Page MenuHomePhabricator

Improve Czech Language assets
Open, LowestPublic

Description

https://github.com/wikimedia/revscoring/blob/master/revscoring/languages/czech.py contains our current list of "Stop words" (words that carry little meaning but glue sentences together), "Badwords" (racial slurs and curse words), and "Informals" (casual language that doesn't belong in articles). Let's review it and make it better.

To get started, modify the tests first. See https://github.com/wikimedia/revscoring/blob/master/tests/languages/test_czech.py

Event Timeline

Halfak created this task.May 15 2019, 2:30 PM
Harej triaged this task as Lowest priority.Jun 4 2019, 9:25 PM
Harej moved this task from Untriaged to Blocked on community input on the Scoring-platform-team board.
Zoranzoki21 added a subscriber: Zoranzoki21.

Should be ok for GCI, this is so easy. Just needs updating two files and creating pull request on GitHub. My patch https://github.com/wikimedia/revscoring/pull/456 can be shown as example.

Awesome! Thanks for picking this up!

Also note that we'd be happy with anyone taking on this task in any language -- serbian, czech, french, etc.

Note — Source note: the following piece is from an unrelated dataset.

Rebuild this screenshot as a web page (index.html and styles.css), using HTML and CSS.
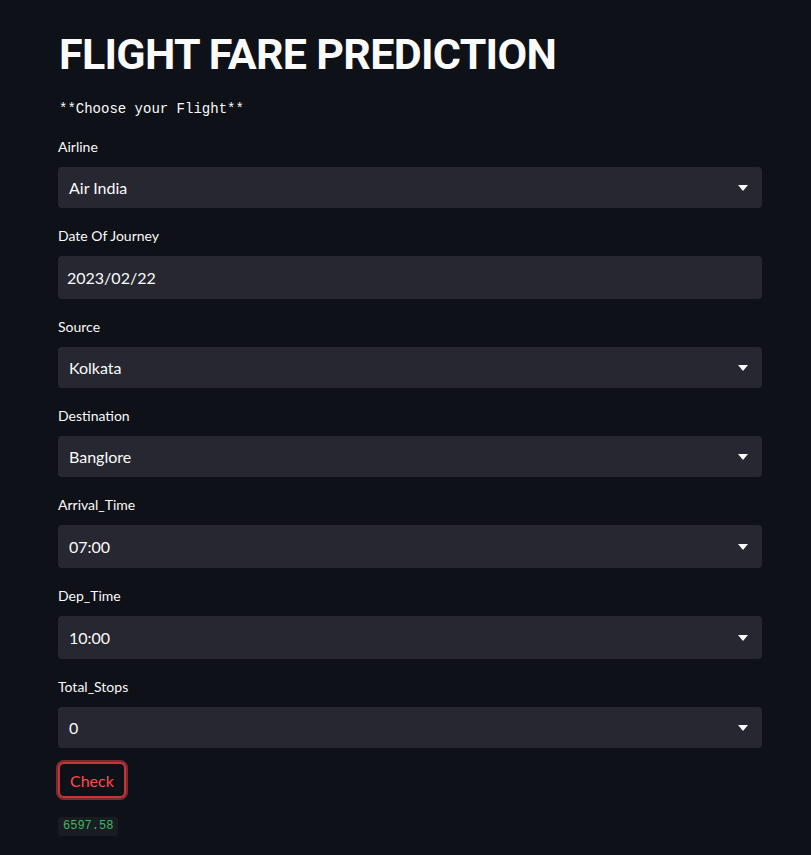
FILE: index.html
```html
<!DOCTYPE html>
<html>
<head>
<meta charset="utf-8">
<link rel="stylesheet" href="styles.css">
</head>
<body>
<main class="app">
  <h1 class="title">FLIGHT FARE PREDICTION</h1>
  <p class="mono-note">**Choose your Flight**</p>

  <div class="field">
    <label class="label">Airline</label>
    <div class="select"><span>Air India</span><svg class="caret" width="10" height="6" viewBox="0 0 10 6"><path d="M0 0H10L5 6Z" fill="#fafafa"/></svg></div>
  </div>

  <div class="field">
    <label class="label">Date Of Journey</label>
    <div class="input"><span>2023/02/22</span></div>
  </div>

  <div class="field">
    <label class="label">Source</label>
    <div class="select"><span>Kolkata</span><svg class="caret" width="10" height="6" viewBox="0 0 10 6"><path d="M0 0H10L5 6Z" fill="#fafafa"/></svg></div>
  </div>

  <div class="field">
    <label class="label">Destination</label>
    <div class="select"><span>Banglore</span><svg class="caret" width="10" height="6" viewBox="0 0 10 6"><path d="M0 0H10L5 6Z" fill="#fafafa"/></svg></div>
  </div>

  <div class="field">
    <label class="label">Arrival_Time</label>
    <div class="select tall"><span>07:00</span><svg class="caret" width="10" height="6" viewBox="0 0 10 6"><path d="M0 0H10L5 6Z" fill="#fafafa"/></svg></div>
  </div>

  <div class="field">
    <label class="label">Dep_Time</label>
    <div class="select tall"><span>10:00</span><svg class="caret" width="10" height="6" viewBox="0 0 10 6"><path d="M0 0H10L5 6Z" fill="#fafafa"/></svg></div>
  </div>

  <div class="field">
    <label class="label">Total_Stops</label>
    <div class="select"><span>0</span><svg class="caret" width="10" height="6" viewBox="0 0 10 6"><path d="M0 0H10L5 6Z" fill="#fafafa"/></svg></div>
  </div>

  <div class="btn-row"><button class="btn">Check</button></div>

  <div class="result"><code class="code">6597.58</code></div>
</main>
</body>
</html>
```

FILE: styles.css
```css
html, body {
  margin: 0;
  padding: 0;
  background: #0e1117;
}
body {
  font-family: "Lato", "Open Sans", sans-serif;
  color: #fafafa;
}
.app {
  width: 704px;
  margin: 0 0 0 58px;
  padding-top: 28px;
  display: flex;
  flex-direction: column;
}
.title {
  margin: 0;
  font-family: "Roboto", "Lato", sans-serif;
  font-size: 43px;
  font-weight: 700;
  line-height: 52px;
  letter-spacing: -0.7px;
  color: #fafafa;
  padding-left: 1px;
}
.mono-note {
  margin: 19px 0 0 1px;
  font-family: "Liberation Mono", "DejaVu Sans Mono", monospace;
  font-size: 14px;
  line-height: 20px;
  color: #fafafa;
}
.field {
  display: flex;
  flex-direction: column;
  margin-top: 18px;
}
.label {
  font-size: 14px;
  line-height: 20px;
  margin-bottom: 10px;
}
.select, .input {
  height: 41px;
  background: #262730;
  border-radius: 4px;
  display: flex;
  align-items: center;
  justify-content: space-between;
  padding: 0 14px 0 11px;
  font-size: 16px;
}
.input { height: 43px; padding-left: 9px; }
.select.tall { height: 43px; }
.caret { display: block; }
.btn-row {
  margin-top: 14px;
  display: flex;
}
.btn {
  font-family: inherit;
  font-size: 16px;
  color: #ff4b4b;
  background: #0e1117;
  border: 2px solid #c2373b;
  box-shadow: 0 0 0 2px rgba(255, 75, 75, 0.45);
  border-radius: 6px;
  height: 36px;
  padding: 0 10px;
  margin-left: 0;
}
.result {
  margin-top: 19px;
  display: flex;
}
.code {
  font-family: "Liberation Mono", "DejaVu Sans Mono", monospace;
  font-size: 12px;
  color: #3fb95d;
  background: #1a1c24;
  border-radius: 3px;
  padding: 2px 5px;
  line-height: 15px;
}
```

@Halfak To ensure I understand this correctly, it is about a) verifying the current lists b) adding new words to the lists, if missing? I can offer my Czech language skills to mentor this then, however, I would appreciate you being available in case I have any questions of list-meaning. if you can prepare a general explanation why a student should do this (what does it benefit) in a form understandable for anyone with zero knowledge of Wikimediav, it would be great. Thanks!

Sure!

We're using these word lists to build artificial intelligences (AIs) for Wikipedia. These AIs help Wikipedia editors catch vandalism, measure the quality of articles, and sort articles by topic. By extending these word lists, you're helping the AIs get a better sense of what's happening in a given language.

Badwords: These words are often used as insults or are otherwise crass. Curses, racial slurs, belong in this list. We also want to include words that are often used as insults but aren't inherently bad. Such as "gay" and "pig". The AI can often figured out what it needs to from context.

Informals: These words are perfectly welcome in a casual conversation, but they are unlikely to be appropriate in an encyclopedia article. Greetings such as "hello", shorthand such as "lol", and other informal language ("hahaha", "woo hoo" and "weeee") all belong in this list.

Stopwords: These words are really common to the language. They are the glue that holds sentences together. But they don't carry much meaning themselves. In english, words like "the", "and", "for", and "because" are stopwords. We need to make sure this list doesn't contain a meaningful word like "truck", "electric" or "think".